Brazil exhausts 4-month import license quota for Galvalume within 10 days of implementation

Just 10 days after they were implemented, Brazilian importers have fully consumed the 62,300 tonnes of Galvalume reserved for import license quotas that were supposed to supply the market until the end of September, according to figures sent to Fastmarkets by the country’s Industry, Development and Trade ministry (MDIC)

With the quota exhausted, importers who wish to continue bringing the material into the country via import licenses will now be subject to a 25% duty, compared with the 10.8% tariffs previously charged.

Meanwhile, the portion of the Galvalume quotas reserved for larger importers, subject to a different regime than import licenses, was 36% consumed by June 11. The ministry recorded 33,384 tonnes brought to Brazil for these participants, out of the allowed total of 93,535 tonnes, as shown in the table below.

“We may see now two price levels on the market, with a difference of more than 10%, since the portion of quotas reserved for larger importers [submitted to a proportional regime] has not yet been consumed,” an import source said.

Although the arrival of quotas in June caused some apprehension in the flat steel import market, Galvalume prices were practically stable.

Fastmarkets’ weekly assessment for steel coil Galvalume import, cfr main ports South America was $780-810 per tonne on Friday June 7, widening from $785-805 per tonne on May 31.

The Brazilian import quotas came into force on June 1, after the local industry spent months requesting a duty barrier that could contain steel imports, mainly from China, arguing that these competitors were using predatory pricing practices and discouraging investments in the country.

As a response, the government has established two different ways of coordinating the steel import quota, depending on the size of the importer.

For larger importers, a proportional regime was defined, depending on that buyer’s volume history of acquisition. For the smaller importers, a minor portion of the quotas was reserved, which would be distributed in order of request for import licenses.

The national annual quotas were defined by adding 30% to the 2020-2022 average of imports, and this volume was then divided into four-month periods: June 1 to September 30; October 1 to January 31; and from February 1 to May 31.

The volumes designated for each period should be sufficient to cover steel imports for at least a few months. But, since the import modality via import licenses is released by order of requisition, some market participants stated that there was a rush in issuing orders.

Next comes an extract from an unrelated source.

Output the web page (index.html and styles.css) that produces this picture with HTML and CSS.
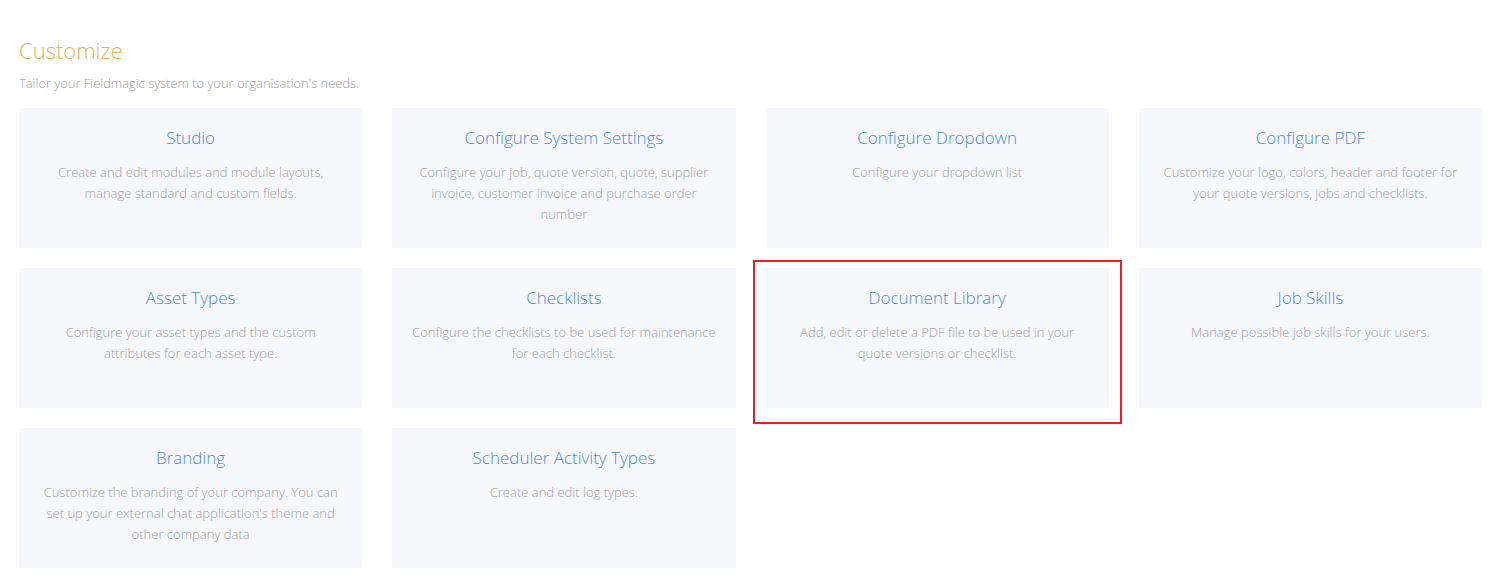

Starting on Monday June 10, importers began telling Fastmarkets that some of their import licenses were rejected by the government, particularly for Galvalume. But some of them were still unsure whether the refusal indicated an exhaustion of quotas or an error in filling out the order.

In addition to Galvalume, MDIC’s data shows that the hot-dipped galvanized import license portion of the quotas has been 93% used as of June 11, with 58,302 tonnes consumed out of the 4-month quota of 62,683 tonnes reserved for the material.

Cold-rolled coil is another product that was significantly acquired via import license in the 10 days since the measure came into force, with 55% of the reserved quotas consumed; of the total 11,824 tonnes, MDIC recorded the purchase of 6,480 tonnes.

According to MDIC, the Foreign Trade Secretariat (Secex) will publish a weekly update of the previous table, with the consumption of the tariff quotas for steel imports, on the Integrated Foreign Trade System (Siscomex) website.